What I absolutely don't do however is to knit random gifts for people on the automatic assumption that they will love it because I made it for them. Not everyone is as enlightened as us knitters and they may neither know nor care how many hours of painstaking work went into something. Colour choice, fabric/yarn choice and personal styling is just that - personal - and I would never to presume to that someone would absolutely love a bottle green cabled knit hat, just because I happen to have made it for them.

Yes, it's absolutely lovely when you give a handknit gift and it is warmly, nay effusively received. A thank you note or even a photo of the recipient wearing said handknit is a thing a of joy and something to be treasured. But I would caution against automatically judging those who don't send a thank you note and I'll offer up a personal story as illustration for this.

In 2006 I had just had my second baby, exactly 50 weeks after having my first. Like his brother DS2 was premature and was critically ill for a short but very scary few weeks. Finally at home we battled with all the things that expanding your family normally entails, with the additional livener of having an active 13 month old in the house. The health visitor wrote "not coping well" in my notes - a euphemism for impending post-natal depression. But we moved on through a difficult time and eventually found our routine. About 6 months after DS2's birth I moved a random pile of stuff in the spare bedroom and found 2 beautifully knit cream matinee jackets, still in a gift bag. There was no note or card or anything to identify who had sent them, or when. DH denied all knowledge, as did the other relatives who had been staying with us. It was a total mystery and obviously they were now way too small for my rapidly growing boy.

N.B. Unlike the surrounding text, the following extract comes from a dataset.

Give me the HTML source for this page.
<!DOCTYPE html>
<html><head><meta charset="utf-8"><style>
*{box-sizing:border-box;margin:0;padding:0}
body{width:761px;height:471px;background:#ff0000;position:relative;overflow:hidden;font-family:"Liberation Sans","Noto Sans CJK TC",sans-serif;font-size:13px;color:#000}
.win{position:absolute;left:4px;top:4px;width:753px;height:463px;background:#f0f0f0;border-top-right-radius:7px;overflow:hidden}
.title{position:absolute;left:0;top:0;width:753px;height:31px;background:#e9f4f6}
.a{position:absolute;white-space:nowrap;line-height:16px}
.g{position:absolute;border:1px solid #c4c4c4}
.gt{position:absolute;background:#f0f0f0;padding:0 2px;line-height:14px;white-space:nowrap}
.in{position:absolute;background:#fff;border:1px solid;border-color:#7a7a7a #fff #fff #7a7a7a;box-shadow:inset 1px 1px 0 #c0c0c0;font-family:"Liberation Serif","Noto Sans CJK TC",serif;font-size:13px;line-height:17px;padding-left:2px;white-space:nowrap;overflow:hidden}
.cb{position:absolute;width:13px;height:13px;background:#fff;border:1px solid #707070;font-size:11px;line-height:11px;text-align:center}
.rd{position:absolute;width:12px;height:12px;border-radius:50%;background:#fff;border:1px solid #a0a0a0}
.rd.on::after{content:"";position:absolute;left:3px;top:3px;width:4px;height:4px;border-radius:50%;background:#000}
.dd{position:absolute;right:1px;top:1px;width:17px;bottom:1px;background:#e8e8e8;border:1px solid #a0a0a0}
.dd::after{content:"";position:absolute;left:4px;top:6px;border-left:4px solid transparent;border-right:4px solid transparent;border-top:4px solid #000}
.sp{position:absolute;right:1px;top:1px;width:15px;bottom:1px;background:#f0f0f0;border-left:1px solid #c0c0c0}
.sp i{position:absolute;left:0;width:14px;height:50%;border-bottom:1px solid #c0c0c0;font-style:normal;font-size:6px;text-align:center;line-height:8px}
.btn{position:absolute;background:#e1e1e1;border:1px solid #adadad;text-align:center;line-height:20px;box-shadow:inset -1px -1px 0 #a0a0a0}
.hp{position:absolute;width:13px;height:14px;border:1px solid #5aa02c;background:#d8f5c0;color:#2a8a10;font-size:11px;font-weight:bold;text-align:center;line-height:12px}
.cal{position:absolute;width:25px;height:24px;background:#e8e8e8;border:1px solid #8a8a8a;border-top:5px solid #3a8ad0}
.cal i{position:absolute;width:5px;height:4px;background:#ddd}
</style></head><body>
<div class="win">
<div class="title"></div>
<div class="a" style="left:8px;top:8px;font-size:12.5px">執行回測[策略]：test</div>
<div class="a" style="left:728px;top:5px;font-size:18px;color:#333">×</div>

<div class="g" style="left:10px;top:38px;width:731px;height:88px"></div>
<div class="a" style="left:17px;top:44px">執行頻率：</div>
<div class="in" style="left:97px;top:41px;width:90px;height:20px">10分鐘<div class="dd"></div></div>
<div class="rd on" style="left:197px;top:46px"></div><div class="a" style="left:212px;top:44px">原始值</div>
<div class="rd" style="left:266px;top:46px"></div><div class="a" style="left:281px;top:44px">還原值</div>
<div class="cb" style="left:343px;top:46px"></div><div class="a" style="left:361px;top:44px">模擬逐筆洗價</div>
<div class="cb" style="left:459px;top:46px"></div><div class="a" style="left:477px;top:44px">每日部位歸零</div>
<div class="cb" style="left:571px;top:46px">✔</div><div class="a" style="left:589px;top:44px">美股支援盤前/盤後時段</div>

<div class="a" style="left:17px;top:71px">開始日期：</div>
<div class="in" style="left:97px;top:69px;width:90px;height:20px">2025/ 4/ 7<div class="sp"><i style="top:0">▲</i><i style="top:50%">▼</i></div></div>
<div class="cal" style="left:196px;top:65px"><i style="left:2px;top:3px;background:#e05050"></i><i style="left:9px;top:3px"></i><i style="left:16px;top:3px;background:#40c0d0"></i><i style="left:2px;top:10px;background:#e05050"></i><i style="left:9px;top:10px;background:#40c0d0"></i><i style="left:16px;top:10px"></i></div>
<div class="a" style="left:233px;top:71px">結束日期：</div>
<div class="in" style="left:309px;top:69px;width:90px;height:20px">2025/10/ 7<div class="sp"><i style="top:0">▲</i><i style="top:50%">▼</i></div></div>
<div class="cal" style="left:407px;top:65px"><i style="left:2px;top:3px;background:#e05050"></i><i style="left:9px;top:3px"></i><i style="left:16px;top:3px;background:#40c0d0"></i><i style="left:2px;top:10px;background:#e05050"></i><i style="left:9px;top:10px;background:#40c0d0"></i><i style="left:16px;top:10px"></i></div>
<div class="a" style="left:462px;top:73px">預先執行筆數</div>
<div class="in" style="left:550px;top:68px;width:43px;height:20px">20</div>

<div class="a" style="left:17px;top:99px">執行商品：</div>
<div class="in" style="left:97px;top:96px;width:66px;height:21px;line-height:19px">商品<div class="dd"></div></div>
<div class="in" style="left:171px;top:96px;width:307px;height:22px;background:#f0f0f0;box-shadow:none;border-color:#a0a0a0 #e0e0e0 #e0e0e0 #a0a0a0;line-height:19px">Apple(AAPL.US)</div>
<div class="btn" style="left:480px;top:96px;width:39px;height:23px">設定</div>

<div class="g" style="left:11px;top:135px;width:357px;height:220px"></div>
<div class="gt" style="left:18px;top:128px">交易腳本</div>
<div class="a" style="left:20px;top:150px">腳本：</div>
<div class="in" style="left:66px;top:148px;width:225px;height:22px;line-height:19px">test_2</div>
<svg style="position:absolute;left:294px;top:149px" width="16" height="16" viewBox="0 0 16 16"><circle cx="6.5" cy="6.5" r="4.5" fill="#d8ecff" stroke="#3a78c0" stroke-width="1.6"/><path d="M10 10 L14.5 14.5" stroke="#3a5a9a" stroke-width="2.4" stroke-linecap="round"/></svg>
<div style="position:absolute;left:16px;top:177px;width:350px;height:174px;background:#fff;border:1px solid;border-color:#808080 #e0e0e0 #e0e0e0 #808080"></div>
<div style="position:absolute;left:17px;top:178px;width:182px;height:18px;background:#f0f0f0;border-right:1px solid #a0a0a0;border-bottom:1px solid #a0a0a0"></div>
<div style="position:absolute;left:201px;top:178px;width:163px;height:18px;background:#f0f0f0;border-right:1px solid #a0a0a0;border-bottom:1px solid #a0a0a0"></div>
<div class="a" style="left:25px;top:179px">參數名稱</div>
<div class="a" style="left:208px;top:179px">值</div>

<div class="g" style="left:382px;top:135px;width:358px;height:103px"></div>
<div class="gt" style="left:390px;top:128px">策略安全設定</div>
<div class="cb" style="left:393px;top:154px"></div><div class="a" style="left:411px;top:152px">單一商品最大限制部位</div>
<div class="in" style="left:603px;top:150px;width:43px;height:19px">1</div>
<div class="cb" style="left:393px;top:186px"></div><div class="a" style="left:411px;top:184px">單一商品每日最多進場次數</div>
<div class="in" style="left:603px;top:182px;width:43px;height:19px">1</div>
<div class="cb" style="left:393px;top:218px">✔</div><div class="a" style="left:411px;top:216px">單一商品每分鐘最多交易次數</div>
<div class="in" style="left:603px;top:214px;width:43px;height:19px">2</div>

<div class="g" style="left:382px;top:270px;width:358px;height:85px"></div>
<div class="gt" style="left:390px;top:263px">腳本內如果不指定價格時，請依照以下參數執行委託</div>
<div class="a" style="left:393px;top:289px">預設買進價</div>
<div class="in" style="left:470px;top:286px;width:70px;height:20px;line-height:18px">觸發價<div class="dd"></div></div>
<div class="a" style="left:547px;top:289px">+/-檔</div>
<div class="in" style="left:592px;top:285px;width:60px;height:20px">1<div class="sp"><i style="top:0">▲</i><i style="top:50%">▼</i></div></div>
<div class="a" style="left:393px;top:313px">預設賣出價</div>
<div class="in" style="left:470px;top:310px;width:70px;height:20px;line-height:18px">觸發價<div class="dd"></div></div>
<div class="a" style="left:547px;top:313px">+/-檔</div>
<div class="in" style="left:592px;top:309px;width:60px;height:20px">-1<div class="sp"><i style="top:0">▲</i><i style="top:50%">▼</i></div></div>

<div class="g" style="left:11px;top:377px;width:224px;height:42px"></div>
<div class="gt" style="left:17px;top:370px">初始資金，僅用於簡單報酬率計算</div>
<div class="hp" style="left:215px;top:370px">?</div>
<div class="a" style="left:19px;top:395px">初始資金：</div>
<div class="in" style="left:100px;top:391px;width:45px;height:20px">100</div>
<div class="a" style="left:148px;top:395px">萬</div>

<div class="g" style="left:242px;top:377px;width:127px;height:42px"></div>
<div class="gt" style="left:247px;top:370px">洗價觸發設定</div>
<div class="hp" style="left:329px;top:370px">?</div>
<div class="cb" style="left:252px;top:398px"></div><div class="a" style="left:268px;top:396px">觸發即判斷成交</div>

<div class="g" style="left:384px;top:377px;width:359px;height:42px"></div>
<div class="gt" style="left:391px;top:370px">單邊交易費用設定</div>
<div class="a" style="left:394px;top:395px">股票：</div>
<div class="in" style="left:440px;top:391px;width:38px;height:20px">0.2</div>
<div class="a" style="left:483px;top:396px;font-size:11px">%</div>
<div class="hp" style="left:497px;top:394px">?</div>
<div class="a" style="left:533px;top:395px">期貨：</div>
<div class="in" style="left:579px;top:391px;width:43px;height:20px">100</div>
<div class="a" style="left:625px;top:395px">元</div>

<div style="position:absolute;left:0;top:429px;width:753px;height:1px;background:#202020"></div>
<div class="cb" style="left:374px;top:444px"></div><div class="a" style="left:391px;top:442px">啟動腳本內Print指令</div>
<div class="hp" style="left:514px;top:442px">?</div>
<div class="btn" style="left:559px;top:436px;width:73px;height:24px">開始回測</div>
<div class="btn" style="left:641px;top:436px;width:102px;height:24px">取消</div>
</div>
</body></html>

I felt terrible that I had no idea who to thank for them, and also that I hadn't used them. But in truth I didn't use any of the handknit items I was given (apart from a blanket) - DS2 spent his formative months in a series of white babygros as I had no energy for devising baby outfits. In the end, I decided to pass them on to our local baby unit along with some other bundles of donated clothing. 

I'm sharing this deeply personal story just to ask that perhaps we don't always rush to judge someone for not responding to a gift. Each of us, in our own way is doing our best with what life throws at us, and a lack of response isn't automatically equated with rudeness or ill manners.

If you knit something knit it with joy and give it freely, without hope or expectation. Just give it for the joy of giving. And rejoice that you can cast on a brand new shiny project to replace it.